Fixed by [3]. Beside ip6_route_mpath_notify() all the callers of
inet6_rt_notify() already call it from an atomic context.

> +
> +	rcu_read_unlock();
>  }

[1] https://github.com/linux-netdev/nipa/wiki/How-to-run-netdev-selftests-CI-style

[2]
BUG: sleeping function called from invalid context at include/linux/sched/mm.h:321
in_atomic(): 0, irqs_disabled(): 0, non_block: 0, pid: 3730, name: ip
preempt_count: 0, expected: 0
RCU nest depth: 1, expected: 0
2 locks held by ip/3730:
 #0: ffffffff86fc7c30 (rtnl_mutex){+.+.}-{3:3}, at: rtnetlink_rcv_msg+0x377/0xf60
 #1: ffffffff8655b3e0 (rcu_read_lock){....}-{1:2}, at: ip6_route_mpath_notify+0x75/0x330
CPU: 5 UID: 0 PID: 3730 Comm: ip Tainted: G        W          6.12.0-rc3-custom-virtme-g38827a50efa3 #134
Tainted: [W]=WARN
Hardware name: Bochs Bochs, BIOS Bochs 01/01/2011
Call Trace:
 <TASK>
 dump_stack_lvl+0xba/0x110
 __might_resched.cold+0x1ed/0x253
 kmem_cache_alloc_node_noprof+0x2ab/0x310
 __alloc_skb+0x2da/0x3a0
 inet6_rt_notify+0xf6/0x2a0
 ip6_route_mpath_notify+0x12c/0x330
 ip6_route_multipath_add+0xcc7/0x1f70
 inet6_rtm_newroute+0xfb/0x170
 rtnetlink_rcv_msg+0x3cc/0xf60
 netlink_rcv_skb+0x171/0x450
 netlink_unicast+0x539/0x7f0
 netlink_sendmsg+0x8c1/0xd80
 ____sys_sendmsg+0x8f9/0xc20
 ___sys_sendmsg+0x197/0x1e0
 __sys_sendmsg+0x122/0x1f0
 do_syscall_64+0xbb/0x1d0
 entry_SYSCALL_64_after_hwframe+0x77/0x7f

[3]
diff --git a/net/ipv6/route.c b/net/ipv6/route.c
index d1065a0edc19..b9b986bda943 100644
--- a/net/ipv6/route.c
+++ b/net/ipv6/route.c
@@ -6192,7 +6192,7 @@ void inet6_rt_notify(int event, struct fib6_info *rt, struct nl_info *info,
        err = -ENOBUFS;
        seq = info->nlh ? info->nlh->nlmsg_seq : 0;
 
-       skb = nlmsg_new(rt6_nlmsg_size(rt), gfp_any());
+       skb = nlmsg_new(rt6_nlmsg_size(rt), GFP_ATOMIC);
        if (!skb)
                goto errout;
 
@@ -6205,7 +6205,7 @@ void inet6_rt_notify(int event, struct fib6_info *rt, struct nl_info *info,
                goto errout;
        }
        rtnl_notify(skb, net, info->portid, RTNLGRP_IPV6_ROUTE,
-                   info->nlh, gfp_any());
+                   info->nlh, GFP_ATOMIC);
        return;
 errout:
        rtnl_set_sk_err(net, RTNLGRP_IPV6_ROUTE, err);

[...]

> diff --git a/tools/testing/selftests/net/ipv6_route_update_soft_lockup.sh b/tools/testing/selftests/net/ipv6_route_update_soft_lockup.sh
> new file mode 100755
> index 000000000000..d257fbf0b0a3
> --- /dev/null
> +++ b/tools/testing/selftests/net/ipv6_route_update_soft_lockup.sh

[...]

> +	# Check if any iperf3 instances are still running.

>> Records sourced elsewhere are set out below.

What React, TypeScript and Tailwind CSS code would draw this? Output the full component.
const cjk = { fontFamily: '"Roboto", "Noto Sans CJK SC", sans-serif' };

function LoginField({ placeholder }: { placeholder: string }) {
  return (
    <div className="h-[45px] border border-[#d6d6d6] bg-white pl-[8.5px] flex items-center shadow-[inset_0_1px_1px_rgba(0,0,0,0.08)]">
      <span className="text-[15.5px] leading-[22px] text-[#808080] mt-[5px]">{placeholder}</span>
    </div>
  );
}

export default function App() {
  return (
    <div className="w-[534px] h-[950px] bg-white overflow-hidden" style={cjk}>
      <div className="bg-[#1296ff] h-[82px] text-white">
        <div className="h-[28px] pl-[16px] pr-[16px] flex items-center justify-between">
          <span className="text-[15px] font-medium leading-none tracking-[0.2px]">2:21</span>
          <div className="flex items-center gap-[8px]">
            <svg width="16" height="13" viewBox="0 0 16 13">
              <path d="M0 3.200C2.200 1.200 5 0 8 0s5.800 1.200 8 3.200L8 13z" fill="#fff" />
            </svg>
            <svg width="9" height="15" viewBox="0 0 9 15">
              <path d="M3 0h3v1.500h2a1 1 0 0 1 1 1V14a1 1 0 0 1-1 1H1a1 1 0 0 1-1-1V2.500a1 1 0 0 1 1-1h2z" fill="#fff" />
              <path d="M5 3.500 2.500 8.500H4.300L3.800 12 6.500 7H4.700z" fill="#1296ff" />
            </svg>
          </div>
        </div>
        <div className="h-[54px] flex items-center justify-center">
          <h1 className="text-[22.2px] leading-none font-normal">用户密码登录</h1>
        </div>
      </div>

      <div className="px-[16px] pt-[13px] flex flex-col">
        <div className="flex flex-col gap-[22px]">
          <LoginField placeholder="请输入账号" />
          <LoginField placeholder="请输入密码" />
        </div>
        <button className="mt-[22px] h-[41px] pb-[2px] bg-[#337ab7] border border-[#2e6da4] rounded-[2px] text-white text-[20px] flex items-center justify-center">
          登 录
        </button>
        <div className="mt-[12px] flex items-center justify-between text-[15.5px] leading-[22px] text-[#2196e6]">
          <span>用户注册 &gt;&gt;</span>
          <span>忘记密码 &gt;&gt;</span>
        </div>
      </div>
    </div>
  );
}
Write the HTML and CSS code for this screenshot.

This could occur if a core has entered an infinite loop and
> +	# the timeout for the soft lockup to be detected has not expired yet, but either the test interval has already
> +	# elapsed or the test is terminated manually (Ctrl+C)

I didn't thoroughly review the test and only ran it to make sure it's
passing, but I suggest wrapping some of the comments there to 80
characters to avoid checkpatch warnings.